Indeed, in the vast majority of antitrust cases, she writes, conduct should be evaluated based on its impact (good and bad) on a single market. Only in very particular circumstances should courts consider cross-market effects, and when they do so, they should do it forthrightly, not by stretching market definition to its breaking point, as in the highly criticized Supreme Court decision in Ohio v. American Express Co. Instead of distorting market definition principles, the American Express case should have directly addressed cross-market justifications, Douglas argues. The Department of Justice’s current case against Google includes the same cross-market issues.
Conclusion
The importance of digital information technology and communications giants to the U.S. economy and society today is undeniable, which is why the Antitrust Division of the U.S. Department of Justice and the Federal Trade Commission—the two federal enforcers of antitrust law—are carefully examining the business strategies of these Big Tech companies. This increased focus is appropriate, given that Google, alongside Meta Inc. (the parent company of Facebook), Amazon.com Inc., Apple Inc., and Microsoft Corp., are the main arteries for the U.S. public’s social and commercial engagement online.

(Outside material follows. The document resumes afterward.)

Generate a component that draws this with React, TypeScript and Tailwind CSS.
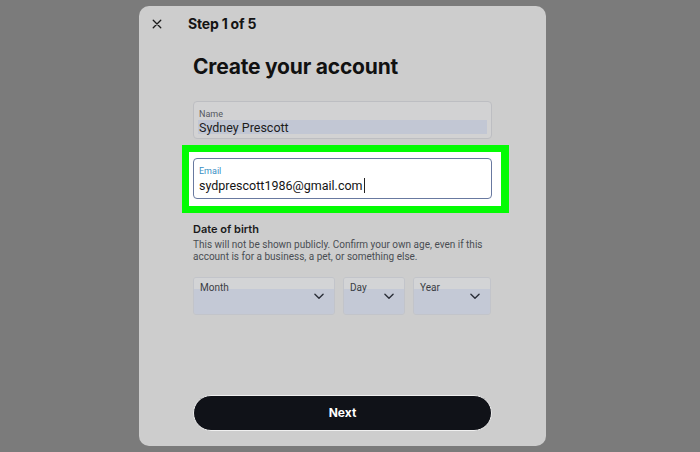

Antitrust enforcement agencies are particularly interested in these companies because of the ways in which the dominant technology firms are expanding their businesses and how those decisions affect U.S. consumers, businesses, and workers. How the antitrust case against Google plays out in court will have outsized significance to U.S. economic competitiveness—and consequently to future economic productivity and growth and broader U.S. societal well-being. It will also prove to be a critical bellwether, indicating just how relevant antitrust remains in modern markets. Judging Big Tech provides new and valuable legal tools and insights from antitrust experts that judges and others can use to guide the way through this first wave of digital platform antitrust cases and plot a course for antitrust’s future.